= Brian Paterson =

British artist

Brian Paterson (born 1949) is a British illustrator and author, best known for his work with children's book series Foxwood Tales and Zigby.

==Early and later life==
Brian Paterson was born in Ayrshire in 1949. At the age of 12 his family moved to Somerset. He met a local girl, Cynthia, and they married in 1973. The couple initially moved to London where Brian worked as a designer by day and on developing his own style of illustrating by night. They then moved to Henley-on-Thames where they conceived Foxwood Tales, Cynthia writing and Brian illustrating. The couple were inspired by the countryside and wildlife around their home in Oxfordshire and the adventures of their three sons. In 2002 Brian Patterson started the children's book series about Zigby the zebra.

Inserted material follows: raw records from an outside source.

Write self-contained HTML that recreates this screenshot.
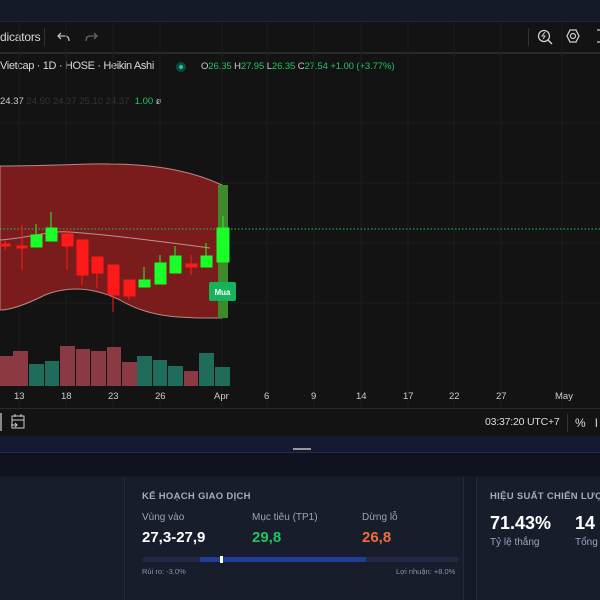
<!DOCTYPE html>
<html><head><meta charset="utf-8"><style>
*{margin:0;padding:0;box-sizing:border-box}
body{width:600px;height:600px;overflow:hidden;background:#0f1320;font-family:"Liberation Sans","Noto Sans CJK SC",sans-serif;position:relative}
.a{position:absolute;white-space:nowrap}
</style></head><body>
<div class="a" style="left:0;top:0;width:600px;height:22px;background:#141a27;border-bottom:1px solid #1e2336"></div>
<div class="a" style="left:0;top:23px;width:600px;height:413px;background:#131313"></div>
<div class="a" style="left:0;top:52px;width:600px;height:2px;background:#2a2a2a"></div>
<div class="a" style="left:0;top:30px;font-size:12px;color:#d8d8d8;letter-spacing:-0.2px">dicators</div>
<div class="a" style="left:44px;top:28px;width:1px;height:18px;background:#333"></div>
<svg class="a" style="left:56px;top:30px" width="50" height="16"><path d="M4 6 L1 3 L4 0 M1 3 H8 Q12 3 12 8" stroke="#bbb" fill="none" stroke-width="1.3" transform="translate(1,3)"/><path d="M38 6 L41 3 L38 0 M41 3 H34 Q30 3 30 8" stroke="#666" fill="none" stroke-width="1.3" transform="translate(0,3)"/></svg>
<div class="a" style="left:528px;top:28px;width:1px;height:18px;background:#333"></div>
<svg class="a" style="left:536px;top:27px" width="64" height="20"><circle cx="8" cy="9" r="5.5" stroke="#ccc" fill="none" stroke-width="1.3"/><path d="M12 13 L16 17" stroke="#ccc" stroke-width="1.5"/><path d="M9 5 L6 9 H9 L7 12" stroke="#ccc" fill="none"/><path d="M34 3 L40 3 L43 9 L40 15 L34 15 L31 9Z" stroke="#ccc" fill="none" stroke-width="1.3"/><circle cx="37" cy="9" r="2.5" stroke="#ccc" fill="none" stroke-width="1.2"/><path d="M61 3 H64 M61 15 H64" stroke="#ccc" stroke-width="1.3"/></svg>
<div class="a" style="left:0;top:60px;font-size:11px;color:#d8d8d8;letter-spacing:-0.35px;width:165px;overflow:hidden">Vietcap · 1D · HOSE · Heikin Ashi</div>
<div class="a" style="left:176px;top:62px;width:10px;height:10px;border-radius:50%;background:#0f4a3e"></div>
<div class="a" style="left:179px;top:65px;width:4px;height:4px;border-radius:50%;background:#22c5a0"></div>
<div class="a" style="left:201px;top:61px;font-size:9.5px;color:#ccc;letter-spacing:-0.1px">O<span style="color:#22c55e">26.35</span> H<span style="color:#22c55e">27.95</span> L<span style="color:#22c55e">26.35</span> C<span style="color:#22c55e">27.54 +1.00 (+3.77%)</span></div>
<div class="a" style="left:0;top:96px;font-size:9.5px;color:#ccc">24.37 <span style="color:#333">24.50 24.37 25.10 24.37</span> <span style="color:#22c55e">&nbsp;1.00</span> ø</div>
<svg class="a" style="left:0;top:23px" width="600" height="386">
<g stroke="#1c1c1c" stroke-width="1"><path d="M19 0V385M66 0V385M113 0V385M160 0V385M222 0V385M267 0V385M314 0V385M361 0V385M408 0V385M454 0V385M501 0V385M562 0V385"/><path d="M0 100H600M0 160H600M0 220H600M0 280H600"/></g>
<g transform="translate(0,-23)">
<path d="M0 166 C60 166 90 163 110 164 C150 164 190 170 222 185 L222 318 C180 318 150 318 120 300 C95 288 70 285 45 295 C25 305 10 310 0 310Z" fill="#7b1c1c" stroke="#b88" stroke-width="1"/>
<rect x="218" y="185" width="10" height="133" fill="#3e8a2a"/>
<path d="M0 240 C30 238 50 230 70 232 C110 235 150 240 210 248" stroke="#c09090" fill="none" stroke-width="1"/>
<path d="M0 229H600" stroke="#22c55e" stroke-dasharray="1.5 2" stroke-width="1"/>
<g fill="#ff1a1a" stroke="#ff1a1a">
<path d="M5 240V250M22 225V270M67 228V270M82 240V285M97 257V288M113 265V312M129 280V300M191 255V275" stroke-width="1"/>
<rect x="0" y="244" width="10" height="2"/><rect x="17" y="246" width="10" height="2"/>
<rect x="62" y="234" width="11" height="12"/><rect x="77" y="240" width="11" height="35"/><rect x="92" y="257" width="11" height="16"/><rect x="108" y="265" width="11" height="30"/><rect x="124" y="280" width="11" height="16"/><rect x="186" y="264" width="11" height="3"/>
</g>
<g fill="#1aff2a" stroke="#1aff2a">
<path d="M36 224V247M51 212V241M144 267V287M160 255V284M175 246V273M206 243V267M223 216V262" stroke-width="1"/>
<rect x="31" y="235" width="11" height="12"/><rect x="46" y="228" width="11" height="13"/><rect x="139" y="280" width="11" height="7"/><rect x="155" y="263" width="11" height="21"/><rect x="170" y="256" width="11" height="17"/><rect x="201" y="256" width="11" height="11"/><rect x="217" y="228" width="12" height="34"/>
</g>
<rect x="209" y="282" width="27" height="19" rx="2" fill="#17b35a"/>
<text x="222.5" y="295" font-size="8" font-weight="bold" fill="#fff" text-anchor="middle" font-family="Liberation Sans">Mua</text>
<g fill="#8b3a44"><rect x="0" y="356" width="13" height="30"/><rect x="13" y="351" width="15" height="35"/><rect x="60" y="346" width="15" height="40"/><rect x="76" y="349" width="14" height="37"/><rect x="91" y="351" width="15" height="35"/><rect x="107" y="347" width="14" height="39"/><rect x="122" y="362" width="15" height="24"/><rect x="184" y="371" width="14" height="15"/></g>
<g fill="#1f6b5c"><rect x="29" y="364" width="15" height="22"/><rect x="45" y="361" width="14" height="25"/><rect x="137" y="356" width="15" height="30"/><rect x="153" y="360" width="14" height="26"/><rect x="168" y="366" width="15" height="20"/><rect x="199" y="353" width="15" height="33"/><rect x="215" y="367" width="15" height="19"/></g>
</g></svg>
<div class="a" style="left:0;top:385px;width:600px;height:24px;font-size:9.5px;color:#ccc">
<span class="a" style="left:14px;top:6px">13</span><span class="a" style="left:61px;top:6px">18</span><span class="a" style="left:108px;top:6px">23</span><span class="a" style="left:155px;top:6px">26</span><span class="a" style="left:214px;top:6px">Apr</span><span class="a" style="left:264px;top:6px">6</span><span class="a" style="left:311px;top:6px">9</span><span class="a" style="left:356px;top:6px">14</span><span class="a" style="left:403px;top:6px">17</span><span class="a" style="left:449px;top:6px">22</span><span class="a" style="left:496px;top:6px">27</span><span class="a" style="left:555px;top:6px">May</span></div>
<div class="a" style="left:0;top:408px;width:600px;height:1px;background:#2a2a2a"></div>
<div class="a" style="left:0;top:413px;width:2px;height:18px;background:#888"></div>
<svg class="a" style="left:10px;top:413px" width="16" height="18"><rect x="2" y="3" width="12" height="12" stroke="#ccc" fill="none"/><path d="M2 7H14M5 1V4M11 1V4M1 12H7M5 10L7 12L5 14" stroke="#ccc" fill="none"/></svg>
<div class="a" style="left:485px;top:416px;font-size:10.5px;color:#ddd;letter-spacing:-0.2px">03:37:20 UTC+7</div>
<div class="a" style="left:567px;top:414px;width:1px;height:18px;background:#333"></div>
<div class="a" style="left:575px;top:416px;font-size:12px;color:#ddd">%</div>
<div class="a" style="left:595px;top:416px;font-size:12px;color:#ddd">l</div>
<div class="a" style="left:0;top:436px;width:600px;height:16px;background:#151a33"></div>
<div class="a" style="left:0;top:452px;width:600px;height:1px;background:#242a48"></div>
<div class="a" style="left:293px;top:448px;width:18px;height:2px;background:#999"></div>
<div class="a" style="left:0;top:453px;width:600px;height:23px;background:#10131f"></div>
<div class="a" style="left:0;top:476px;width:600px;height:124px;background:#141928"></div>
<div class="a" style="left:0;top:477px;width:125px;height:123px;background:#181d2c;border-right:1px solid #232a3b"></div>
<div class="a" style="left:126px;top:477px;width:338px;height:123px;background:#181d2c;border-right:1px solid #232a3b"></div>
<div class="a" style="left:476px;top:477px;width:124px;height:123px;background:#181d2c;border-left:1px solid #232a3b"></div>
<div class="a" style="left:142px;top:491px;font-size:9.5px;font-weight:bold;color:#a3abbd;letter-spacing:.3px">KẾ HOẠCH GIAO DỊCH</div>
<div class="a" style="left:142px;top:512px;font-size:10px;color:#9aa3b5">Vùng vào</div>
<div class="a" style="left:252px;top:512px;font-size:10px;color:#9aa3b5">Mục tiêu (TP1)</div>
<div class="a" style="left:362px;top:512px;font-size:10px;color:#9aa3b5">Dừng lỗ</div>
<div class="a" style="left:142px;top:529px;font-size:15px;font-weight:bold;color:#fff">27,3-27,9</div>
<div class="a" style="left:252px;top:529px;font-size:15px;font-weight:bold;color:#22c55e">29,8</div>
<div class="a" style="left:362px;top:529px;font-size:15px;font-weight:bold;color:#f26b3a">26,8</div>
<div class="a" style="left:142px;top:557px;width:317px;height:5px;border-radius:3px;background:#212a42"></div>
<div class="a" style="left:200px;top:557px;width:166px;height:5px;background:#1f3d96"></div>
<div class="a" style="left:220px;top:556px;width:3px;height:7px;background:#fff"></div>
<div class="a" style="left:142px;top:567px;font-size:7.5px;color:#8a93a5">Rủi ro: -3.0%</div>
<div class="a" style="left:396px;top:567px;font-size:7.5px;color:#8a93a5">Lợi nhuận: +8.0%</div>
<div class="a" style="left:490px;top:491px;font-size:9.5px;font-weight:bold;color:#a3abbd;letter-spacing:.3px">HIỆU SUẤT CHIẾN LƯỢC</div>
<div class="a" style="left:490px;top:513px;font-size:18px;font-weight:bold;color:#fff">71.43%</div>
<div class="a" style="left:575px;top:513px;font-size:18px;font-weight:bold;color:#fff">14</div>
<div class="a" style="left:490px;top:537px;font-size:10px;color:#9aa3b5">Tỷ lệ thắng</div>
<div class="a" style="left:575px;top:537px;font-size:10px;color:#9aa3b5">Tổng</div>
</body></html>
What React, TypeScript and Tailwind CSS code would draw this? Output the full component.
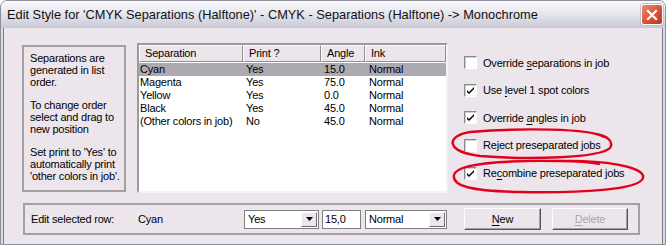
import React from "react";

const rows = [
  { sep: "Cyan", print: "Yes", angle: "15.0", ink: "Normal" },
  { sep: "Magenta", print: "Yes", angle: "75.0", ink: "Normal" },
  { sep: "Yellow", print: "Yes", angle: "0.0", ink: "Normal" },
  { sep: "Black", print: "Yes", angle: "45.0", ink: "Normal" },
  { sep: "(Other colors in job)", print: "No", angle: "45.0", ink: "Normal" },
];

function CheckBox({ checked }: { checked: boolean }) {
  return (
    <div className="w-[13px] h-[13px] shrink-0 bg-white border border-t-[#8a8a8a] border-l-[#8a8a8a] border-b-white border-r-white shadow-[inset_1px_1px_0_#d4d0c8] flex items-center justify-center">
      {checked && (
        <svg width="9" height="9" viewBox="0 0 9 9">
          <path d="M1 4 L3 6 L8 1 L8 3 L3 8 L1 6 Z" fill="#000" />
        </svg>
      )}
    </div>
  );
}

function DropArrow() {
  return (
    <div className="w-[16px] h-full bg-[#ece6ec] border border-t-white border-l-white border-b-[#6e6e6e] border-r-[#6e6e6e] flex items-center justify-center">
      <svg width="7" height="4" viewBox="0 0 7 4">
        <path d="M0 0 H7 L3.5 4 Z" fill="#000" />
      </svg>
    </div>
  );
}

function Combo({ value, width }: { value: string; width: string }) {
  return (
    <div className={`${width} h-[19px] bg-white border border-[#7f7f7f] flex items-stretch p-[1px]`}>
      <span className="flex-1 pl-[2px] leading-[15px]">{value}</span>
      <DropArrow />
    </div>
  );
}

function Option({ checked, children }: { checked: boolean; children: React.ReactNode }) {
  return (
    <div className="h-[27.6px] flex items-center gap-[6px]">
      <CheckBox checked={checked} />
      <span>{children}</span>
    </div>
  );
}

export default function App() {
  return (
    <div className="w-[666px] h-[245px] relative overflow-hidden bg-white font-['Liberation_Sans',Arial,sans-serif] text-[11px] text-black tracking-[-0.2px]">
      <div className="h-full flex flex-col rounded-t-[7px] border border-[#8d8d9c] bg-[#dcdce4]">
        {/* Title bar */}
        <div className="h-[27px] flex items-center justify-between pl-[6px] pr-[2px] rounded-t-[6px] bg-gradient-to-b from-[#fbfbfd] via-[#e4e4ec] to-[#c9c9d6]">
          <span className="text-[12.8px] tracking-[0px] text-[#111]">
            Edit Style for 'CMYK Separations (Halftone)' - CMYK - Separations (Halftone) -&gt; Monochrome
          </span>
          <div className="w-[22px] h-[21px] rounded-[3px] border border-white bg-gradient-to-br from-[#eb8a76] via-[#d9563c] to-[#b8361f] flex items-center justify-center shadow-[0_0_0_1px_#c0c0cc]">
            <svg width="12" height="12" viewBox="0 0 12 12">
              <path d="M2 2 L10 10 M10 2 L2 10" stroke="#fff" strokeWidth="2.2" strokeLinecap="square" />
            </svg>
          </div>
        </div>

        {/* Client area */}
        <div className="flex-1 mx-[2px] border-x border-[#7c7c8c] bg-[#ece6ec] pl-[18px] pt-[15px]">
          <div className="flex items-start">
            {/* Info */}
            <div className="mt-[2px] w-[104px] h-[147px] border-2 border-[#a3a0a3] pl-[6px] pt-[5px] leading-[12px]">
              <p>Separations are generated in list order.</p>
              <p className="mt-[11px]">To change order select and drag to new position</p>
              <p className="mt-[11px]">Set print to 'Yes' to automatically print 'other colors in job'.</p>
            </div>

            {/* List */}
            <div className="ml-[11px] w-[311px] h-[150px] bg-white border-2 border-t-[#9d9a9d] border-l-[#9d9a9d] border-b-[#f4f2f4] border-r-[#f4f2f4] flex flex-col">
              <div className="h-[17px] flex bg-[#ece6ec]">
                <div className="w-[104px] pl-[5px] leading-[15px] border border-t-white border-l-white border-b-[#8f8f8f] border-r-[#8f8f8f]">Separation</div>
                <div className="w-[78px] pl-[5px] leading-[15px] border border-t-white border-l-white border-b-[#8f8f8f] border-r-[#8f8f8f]">Print ?</div>
                <div className="w-[44px] pl-[5px] leading-[15px] border border-t-white border-l-white border-b-[#8f8f8f] border-r-[#8f8f8f]">Angle</div>
                <div className="flex-1 pl-[5px] leading-[15px] border border-t-white border-l-white border-b-[#8f8f8f] border-r-[#8f8f8f]">Ink</div>
              </div>
              <div className="pt-[1px]">
                {rows.map((r, i) => (
                  <div key={i} className={`h-[13px] flex leading-[13px] ${i === 0 ? "bg-[#acaab0]" : ""}`}>
                    <span className="w-[104px] pl-[1px]">{r.sep}</span>
                    <span className="w-[78px] pl-[3px]">{r.print}</span>
                    <span className="w-[44px] pl-[3px]">{r.angle}</span>
                    <span className="flex-1 pl-[4px]">{r.ink}</span>
                  </div>
                ))}
              </div>
            </div>

            {/* Options */}
            <div className="ml-[16px] pt-[6px] flex flex-col">
              <Option checked={false}>Override <u className="underline-offset-2">s</u>eparations in job</Option>
              <Option checked={true}>Use <u className="underline-offset-2">l</u>evel 1 spot colors</Option>
              <Option checked={true}>Override <u className="underline-offset-2">a</u>ngles in job</Option>
              <Option checked={false}>Reject preseparated jobs</Option>
              <Option checked={true}>Re<u className="underline-offset-2">c</u>ombine preseparated jobs</Option>
            </div>
          </div>

          {/* Edit selected row */}
          <div className="mt-[10px] ml-[1px] w-[617px] h-[32px] border-2 border-[#a3a0a3] flex items-center pl-[6px]">
            <span className="w-[107px]">Edit selected row:</span>
            <span className="w-[106px]">Cyan</span>
            <Combo value="Yes" width="w-[75px]" />
            <div className="ml-[3px] w-[39px] h-[19px] bg-white border border-[#7f7f7f] pl-[2px] leading-[17px]">15,0</div>
            <div className="ml-[4px]">
              <Combo value="Normal" width="w-[82px]" />
            </div>
            <button className="ml-[17px] w-[77px] h-[22px] bg-[#ece6ec] border border-t-white border-l-white border-b-[#555] border-r-[#555] shadow-[inset_-1px_-1px_0_#a0a0a0]">
              <u className="underline-offset-2">N</u>ew
            </button>
            <button className="ml-[11px] w-[76px] h-[22px] bg-[#ece6ec] text-[#a8a8a8] border border-t-white border-l-white border-b-[#555] border-r-[#555] shadow-[inset_-1px_-1px_0_#a0a0a0]">
              <u className="underline-offset-2">D</u>elete
            </button>
          </div>
        </div>
      </div>

      {/* Red annotation ellipses */}
      <svg className="absolute left-0 top-0 pointer-events-none" width="666" height="245">
        <path d="M604 137 C590 128 520 128 470 132 C445 136 446 152 480 156 C530 160 600 158 610 148 C614 142 608 136 596 134" fill="none" stroke="#e2001c" strokeWidth="2.4" />
        <path d="M560 161 C600 160 646 166 643 178 C640 190 580 193 520 192 C470 191 452 186 454 175 C456 164 500 160 560 161 C575 161 590 162 600 164" fill="none" stroke="#e2001c" strokeWidth="2.4" />
      </svg>
    </div>
  );
}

In approximately 2016 Brian and Cynthia Paterson went on to host the award-winning Caroe Farmhouse bed and breakfast in Otterham, north Cornwall. Brian currently concentrates on painting rather than illustration.

==Foxwood Tales==
The Patersons produced eight books for the Foxwood Tales series. Cynthia wrote and Brian's watercolors illustrated the books. The series was published between 1985 and 1998 with over 1.3 million copies having been sold across 18 countries.

The series features anthropomorphic animals living in the Foxwood Village. Three friends, Harvey Mouse, Rue Rabbit and Willy Hedgehog engage in various adventures within their community. The Patersons drew inspiration from the English countryside and the activities of their three young sons.

=== Individual books ===
- Robbery at Foxwood (1985) – Search for robbers of a local store.
- The Foxwood Treasure (1985) – Adventures in historical intrigue while raising money for the new village hall.
- The Foxwood Kidnap (1986) – Rescue of Uncle Henry from the rats.
- The Foxwood Regatta (1986) – Foxwood Village prepares for the Regatta while the cheating rats scheme to win.
- The Foxwood Surprise (1988) – Christmas Eve party at the manor.
- The Foxwood Smugglers (1988) – Adventure on the high seas and an old lighthouse where the friends stumble across a band of smugglers.
- The Secret Valley (1998) – When Rosie Rabbit is sick, her friends find a healing herb through a new, mysterious friend in Secret Valley.
- The Magic Sleigh (1998) – A magic sleigh take the friends for their Christmas trees and then on to meet Father Christmas.

=== Omnibuses ===
- The Foxwood Treasury (1997) – includes The Foxwood Treasure, The Foxwood Regatta, The Foxwood Smugglers and The Foxwood Surprise
- The Foxwood Collection (1999) – includes Robbery at Foxwood, The Foxwood Kidnap, The Secret Valley and The Magic Sleigh

=== Merchandise ===
The Foxwood Tales characters appeared on merchandise including prints, china, cards and miniatures. Companies such as Wedgwood and Villeroy & Boch produced collectible pieces licensed from Foxwood Tales.

=== Japanese Miniseries ===
In 1991 an animation miniseries was developed for Japanese television and directed by Masaharu Endo.  Fox Wood Tales (TV Miniseries)/(OAV) was originally released under the name Foxwood Monogatari. The three episode each run 25 minutes.

===Academic study===
Alice Martin at the University of Helsinki selected Foxwood Tales along with works by Lewis Carroll, Robert Louis Stevenson and Ted Hughes for her study of translation norms in practice

==Zigby==
Nine Zigby books have been published to date:

- Zigby Camps Out (2002)
- Zigby Hunts for Treasure (2002)
- Zigby and the Ant Invaders (2003)
- Zigby Dives In (2003)
- Zigby and the Monster (2005)
- Zigby: The Picnic
- Zigby: The Birthday Party
- Zigby: The Go-Kart
- Zigby: The Toy Box

The characters were developed for a TV cartoon series.